But you have a footnote in that article where you talk about the imagery of the Rambam, where the Rambam describes that the words of Torah is like a golden apple covered in silver lattice, and you take the analogy a step deeper in saying: Words of Torah serve two functions, it needs a gold, which really defines value. Gold is what sets the value for other currencies. And you need this silver lattice around it that kind of is your daily exchange. You don’t come into a convenience store with a bar of gold. The silver is your daily transaction. And I’m curious for you, so much work in yeshivas in the Meor campus movement. What is the gold that drives your daily work, that motivates your own work? And what is the silver?
Because even corresponding with you, I always try to literally bookend with an apology and end with an apology. You’re so busy. You do so much for your talmidim. I’m always meeting people who are connecting and interconnecting with you trying to send messages through behind the classroom to get you on the 18Forty podcast, of course. But I’m curious, what is the gold that so to speak animates your life, defines what it’s about? And what’s the daily silver that keeps you going after all these years?
Beryl Gershenfeld:
The gold is that when I look as again, I look deep into my being and I find the essence of being made in God’s image is a desire to be like God. To help other people grow and recognize their potential and bring out the tzelem elokim. The essential goal is for me to self-actualize and then to help others self-actualize. And the gold is what HaKadosh Baruch Huwants is that if we’re all developing our root of humanity, our root of being Jewish, it’s going to be much better world. I want to be part of that process. The Gemara at the end of Brachot, I share with my students, is the message I usually live by. That’s probably why it’s so hard to contact me. Sometimes Gemara says profoundly at the end of Brachot: “Talmidei chachachim ein lahem menucha, lo b’olam haze v’lo b’olam haba, shene’emar: ‘Yelchu m’chayel l’chayel v’yire elokim b’zion.’” Gemara says that talmidei chacham never have rest. They’re walking from battle to battle.
And even in the world to come, they’re not going to have rest. The Maharal understands that’s because there’s so many ideas in the world to understand that we’re constantly growing and HaKadosh Baruch Hu doesn’t hate talmidei chacham, but there’s a low level joy of the nefesh of resting, of being satisfied. There’s a higher level joy of self-actualization, of engagement, of growing. I want to be part of that self-actualization of that talmid chacham, that there’s always new ideas. There’s always new projects. There’s new influences we have to get. I’m inspired by the ideas. The Gra learns that Gemaradifferently and says it’s about growing as a person. He says that shor ben yomo, cow, the first day as a cow, but human being grows and changes every day, so besides being inspired by the ideals and the ideas, there’s so much [to be] done.

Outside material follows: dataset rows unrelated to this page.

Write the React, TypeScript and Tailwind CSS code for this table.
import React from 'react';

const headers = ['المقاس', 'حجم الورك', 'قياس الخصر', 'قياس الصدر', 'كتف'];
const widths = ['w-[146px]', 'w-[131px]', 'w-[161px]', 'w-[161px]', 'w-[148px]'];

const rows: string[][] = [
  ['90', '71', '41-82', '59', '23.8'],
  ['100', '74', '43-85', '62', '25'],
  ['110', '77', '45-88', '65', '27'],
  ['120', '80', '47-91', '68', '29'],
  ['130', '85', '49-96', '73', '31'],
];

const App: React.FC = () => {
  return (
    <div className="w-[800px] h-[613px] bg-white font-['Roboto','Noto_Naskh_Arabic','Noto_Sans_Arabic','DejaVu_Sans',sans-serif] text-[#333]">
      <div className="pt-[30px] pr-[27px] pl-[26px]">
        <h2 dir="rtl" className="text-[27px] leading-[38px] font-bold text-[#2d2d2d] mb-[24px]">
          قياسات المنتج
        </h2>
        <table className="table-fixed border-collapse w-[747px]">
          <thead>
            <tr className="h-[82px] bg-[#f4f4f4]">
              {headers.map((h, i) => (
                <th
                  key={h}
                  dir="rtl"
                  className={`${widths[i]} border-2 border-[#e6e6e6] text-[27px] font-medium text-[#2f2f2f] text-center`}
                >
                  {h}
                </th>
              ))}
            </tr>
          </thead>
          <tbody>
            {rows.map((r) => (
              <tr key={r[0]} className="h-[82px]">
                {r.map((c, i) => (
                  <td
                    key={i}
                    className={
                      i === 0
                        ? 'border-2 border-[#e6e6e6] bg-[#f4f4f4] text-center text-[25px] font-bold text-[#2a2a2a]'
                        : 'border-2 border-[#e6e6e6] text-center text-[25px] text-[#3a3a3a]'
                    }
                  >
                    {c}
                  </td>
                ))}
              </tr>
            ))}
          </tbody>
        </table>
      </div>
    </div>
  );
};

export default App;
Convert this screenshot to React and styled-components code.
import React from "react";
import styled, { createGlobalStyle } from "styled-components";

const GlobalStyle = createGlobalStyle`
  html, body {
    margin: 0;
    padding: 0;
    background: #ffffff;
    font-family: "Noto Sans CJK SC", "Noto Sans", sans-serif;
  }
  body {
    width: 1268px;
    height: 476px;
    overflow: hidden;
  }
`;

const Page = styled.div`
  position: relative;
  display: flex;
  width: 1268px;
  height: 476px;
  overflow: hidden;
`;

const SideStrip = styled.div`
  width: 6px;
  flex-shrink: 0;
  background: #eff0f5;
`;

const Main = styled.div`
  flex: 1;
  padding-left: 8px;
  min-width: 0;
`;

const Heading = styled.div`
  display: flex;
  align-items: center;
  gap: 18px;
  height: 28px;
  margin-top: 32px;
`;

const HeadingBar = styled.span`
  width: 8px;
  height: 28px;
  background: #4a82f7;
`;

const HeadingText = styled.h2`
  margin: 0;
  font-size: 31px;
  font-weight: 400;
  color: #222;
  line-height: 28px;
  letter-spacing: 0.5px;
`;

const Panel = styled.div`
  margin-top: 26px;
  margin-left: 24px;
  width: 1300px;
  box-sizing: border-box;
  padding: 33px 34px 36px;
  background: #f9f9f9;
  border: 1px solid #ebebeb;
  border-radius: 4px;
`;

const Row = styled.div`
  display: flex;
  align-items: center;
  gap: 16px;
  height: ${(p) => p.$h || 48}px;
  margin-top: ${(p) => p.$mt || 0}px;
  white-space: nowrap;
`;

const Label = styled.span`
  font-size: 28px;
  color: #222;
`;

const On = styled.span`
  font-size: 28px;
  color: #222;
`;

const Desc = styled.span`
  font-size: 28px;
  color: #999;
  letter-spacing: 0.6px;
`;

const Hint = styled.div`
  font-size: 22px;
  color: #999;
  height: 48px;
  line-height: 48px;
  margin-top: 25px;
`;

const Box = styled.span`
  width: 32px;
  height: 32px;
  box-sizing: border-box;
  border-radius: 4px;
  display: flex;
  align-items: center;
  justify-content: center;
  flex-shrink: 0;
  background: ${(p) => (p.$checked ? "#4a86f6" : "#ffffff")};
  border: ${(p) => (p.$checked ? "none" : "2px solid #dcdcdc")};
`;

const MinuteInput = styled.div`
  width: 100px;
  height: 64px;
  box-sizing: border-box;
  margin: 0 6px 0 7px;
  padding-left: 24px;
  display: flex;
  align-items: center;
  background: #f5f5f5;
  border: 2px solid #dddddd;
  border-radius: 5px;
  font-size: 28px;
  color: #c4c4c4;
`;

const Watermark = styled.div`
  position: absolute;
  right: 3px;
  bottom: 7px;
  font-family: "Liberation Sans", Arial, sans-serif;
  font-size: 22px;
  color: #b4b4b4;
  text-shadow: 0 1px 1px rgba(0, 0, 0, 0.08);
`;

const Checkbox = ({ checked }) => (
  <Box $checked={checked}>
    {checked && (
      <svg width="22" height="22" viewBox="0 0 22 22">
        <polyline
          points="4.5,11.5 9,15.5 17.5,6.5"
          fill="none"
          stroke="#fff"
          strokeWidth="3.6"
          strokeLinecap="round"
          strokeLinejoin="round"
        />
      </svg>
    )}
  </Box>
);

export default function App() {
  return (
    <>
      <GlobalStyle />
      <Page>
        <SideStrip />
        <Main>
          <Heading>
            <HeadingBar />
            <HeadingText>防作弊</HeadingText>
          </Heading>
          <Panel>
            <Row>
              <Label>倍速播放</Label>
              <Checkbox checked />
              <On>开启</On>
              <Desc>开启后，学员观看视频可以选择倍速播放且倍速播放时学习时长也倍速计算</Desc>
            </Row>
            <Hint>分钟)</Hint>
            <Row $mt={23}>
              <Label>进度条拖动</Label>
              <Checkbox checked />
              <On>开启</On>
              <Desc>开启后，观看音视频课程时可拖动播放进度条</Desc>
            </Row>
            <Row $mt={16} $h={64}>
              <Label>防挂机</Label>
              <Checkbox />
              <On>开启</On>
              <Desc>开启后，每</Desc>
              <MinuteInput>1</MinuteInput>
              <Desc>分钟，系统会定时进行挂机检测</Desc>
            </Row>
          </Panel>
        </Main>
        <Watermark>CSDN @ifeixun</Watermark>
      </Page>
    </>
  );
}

I remember being a lone boy, this… images that inspires me. I was in the Fels Planetarium in Philadelphia and looking up, and the educator said there are 2.47 million stars you can see with the naked eye. And I was like, wow, the world is bigger than I thought. And then it said, ooh, and there’s a hundred billion galaxies. And I was like, whoo, wait a second. So I like a little kid and I was trying to figure out how many seconds am I going to live in my life? I think I work out a normal person lose 35, 35 million seconds in his life. And I go, whoa, that means I have to pick up 33 new universes every second of my life. That’s a big world to understand. It’s an expand… If you’re bored there’s something that matter with you, there’s lots to explore and lots to think about. So that’s the Maharal’s vision of the talmid chacham.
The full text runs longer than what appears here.